TW: PTLotW, part two: On Suction
In season five, Marlo’s crew needs him more than he needs them. This imbalance is important, not only because it’s part of what makes him invulnerable to the detail’s gaze, but because it illustrates another way that season one and five have different narrative centers of gravity.
The drama of season one, after all, is D’Angelo and what Stringer Bell quickly realizes about D’s crew, the fact that “he may have a problem he doesn’t know about.” D’Angelo’s crew is the detail’s point of entry, the space they manage to create as they isolate each member and attempt to flip them (with varying levels of effectiveness and cooperation). Herc/Carver and Bodie achieve a kind of adversarial respect for each other which translates into communication; D’Angelo reveals that there is something there when they trick him into writing a letter; and Wallace will flip completely, (eventually) bringing D with him, sort of. But the point is this: Stringer Bell understands not only that he and Avon are wholly dependant on their dependants, but that micromanaging these structures of dependency is where the game is played. Stringer instructing D’Angelo on how to discipline his crew, for example, is less about strengthening the first line of defense than it is about addressing the weakest link of a chain that only needs one to break.

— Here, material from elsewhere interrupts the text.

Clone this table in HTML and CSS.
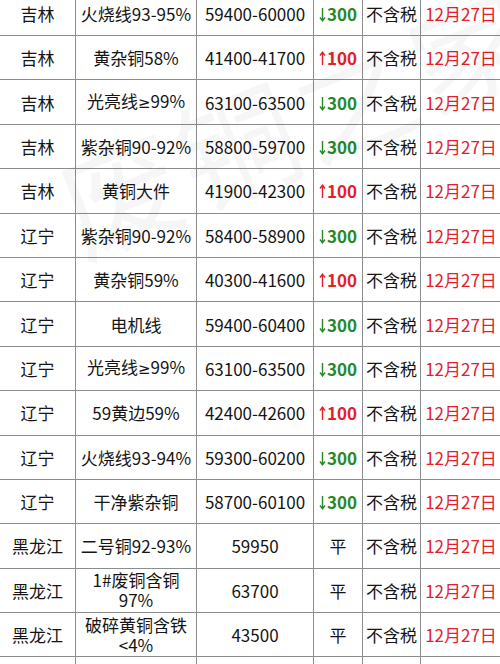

And when Stringer and Avon are discussing who gets to take over Scar’s territory, the decision is importance less as a strategic consideration vis-à-vis Baltimore as a whole than as the question of how it impacts the internal dynamics of the crew: when they give the territory to Stinkum, taking him off the clock, both D’Angelo and Orlando are alienated, feeling he’s gotten what they deserve.
In other words, season one is about suction, the ways both clients and patron need each other and are vulnerable to each other. It’s a far more sophisticated way of articulating what David Simon has a tendency to simplify the shit out of; when speaking in interviews and so forth, he’ll talk about the effect of institutions on individuals (always negatively), but his show illustrates the much more supremely ambivalent ways this actually happens in real life. After all, Avon falls not because he is defeated by the detail, but because, in failing to take care of his people, he creates the conditions for their being flipped away from him. D’Angelo flips, I think, less because he has a moral awakening, than because he recognizes that Wallace’s expendability mirrors his own. The lesson of the chessboard — that most pawns do not survive to become Queens — is not lost on him, and his decision to flip therefore hinges on the Barksdales’ failure to keep him more dependant on them than they are on him.